Longtemps avant celle de Gluck, l’Iphigénie de Desmarest achevée par Campra connut au moment de sa création (1704) un accueil mitigé, mais ensuite, lors de sa reprise en 1711, un succès considérable.
Les sources du livret, la pièce d’Euripide, sont les mêmes que celles de l’œuvre de Gluck, traduites et adaptées par Jean-François Duché de Vancy. Et c’est d’abord à Henry Desmarest qu’en 1696 l’Académie Royale de Musique confie la composition de la partition, qui ne progresse que lentement. En 1699, le processus créatif est même à l’arrêt complet, le compositeur ayant été obligé de s’exiler, condamné par Louis XIV pour séduction et rapt, après avoir épousé une jeune fille noble sans le consentement de son père – il avait aussi fait un enfant à la belle. Avant de partir pour Bruxelles, Desmarest confie sa partition en devenir à un proche qui la remit ensuite à André Campra, que l’Académie avait chargé de terminer l’œuvre. Ce dernier demande la collaboration de son complice Antoine Danchet pour remanier le livret et complète des pans entiers de l’œuvre qui avait été laissé inachevée par l’équipe précédente. Il compose entièrement le prologue et l’ouverture. A l’audition, on ne distingue pas clairement la patte de chacun des compositeurs ; si l’œuvre paraît homogène et ne semble pas trop souffrir de sa genèse chaotique, c’est sans doute parce que Campra a coulé son écriture dans le style de Desmarest, ajoutant des pages virtuoses pour rehausser le caractère brillant de l’œuvre. Et il faut saluer le travail de Benoît Dratwicki, directeur du Centre de Musique Baroque de Versailles, à qui l’on doit cette redécouverte.
Il est sans doute inutile de comparer l’œuvre à celle de Gluck : les contraintes de forme sont propres à chaque époque et les deux partitions ressortissent d’univers stylistiques complètement différents. Le drame est ici plus cadré, les émotions sont codifiées, et il faut tout le talent des interprètes pour apporter du relief, des aspérités à une partition qui parfois semble lente à s’émouvoir. Hervé Niquet sait comment s’y prendre pour créer des tensions, à grand renfort de contrastes, de surprises et sollicite la partie musicale parfois au-delà de ce qu’elle peut livrer. L’effort est payant, le sens de chaque situation est accentué, magnifié, et le rendu global – celui d’un récit cohérent non dépourvu d’émotions – parfaitement en ligne avec les attentes exigeantes que l’auditeur peut avoir face à une partition qu’il découvre. Le chef est secondé par ses troupes du Concert Spirituel, celles avec qui il travaille maintenant depuis de nombreuses années et qu’il a formées à sa gestique, à son esthétique, son sens de la répartie et sa forte personnalité, laissant percer çà et là les individualités les plus saillantes de son orchestre, mais toujours sous son contrôle.

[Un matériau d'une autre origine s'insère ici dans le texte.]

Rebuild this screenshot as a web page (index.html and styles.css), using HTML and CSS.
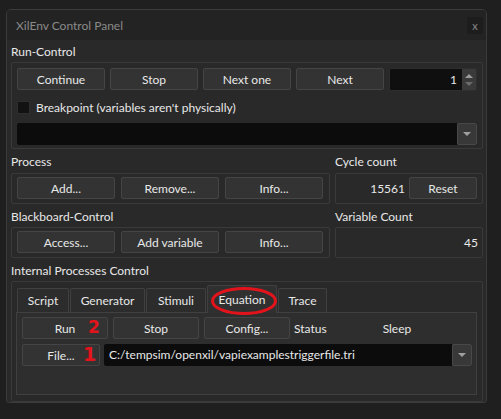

Il est aidé aussi par une brillante brochette de solistes, tous aguerris au répertoire particulier du baroque français, ses exigences en matière de diction, de justesse, d’articulation musicale et son expressivité si particulière. C’est cette précision, très largement partagée par toute l’équipe, qui fait le sel de cette interprétation toute en finesse. La distribution est dominée par Véronique Gens dans le rôle-titre, qu’on ne présente plus, parfaitement professionnelle et rompue à ce type de répertoire. La voix a acquis avec le temps un peu plus de vibrato sans rien perdre en puissance – au contraire – ni en impact dramatique.
Reinoud Van Mechelen, parmi les meilleurs hautes-contre du moment, se montre sensible et plein de délicatesse musicale dans le rôle de Pylade. Voilà bien un chanteur qui marque tout ce qu’il fait du sceau de la rigueur, de la précision et d’un travail exigeant sur le texte. A cela s’ajoute la beauté et la chaleur de la voix, un charme particulier dans la façon de conduire les inflexions de la courbe mélodique et une grande authenticité des sentiments. Son comparse Thomas Dolié, (Oreste) est très bien distribué également, dans un rôle moins démonstratif cependant. Le reste de la troupe ne démérite pas : on citera les très belles contributions de David Witczak dans le rôle de Thoas et de Floriane Hasler dans celui de Diane ainsi que les quatre chanteurs qui se répartissent les emplois moins essentiels à l’action en une douzaine de petits rôles.
Sans être la révélation du siècle, voilà une œuvre qui méritait certainement d’être exhumée, et qui est fort bien servie par d’excellents musiciens.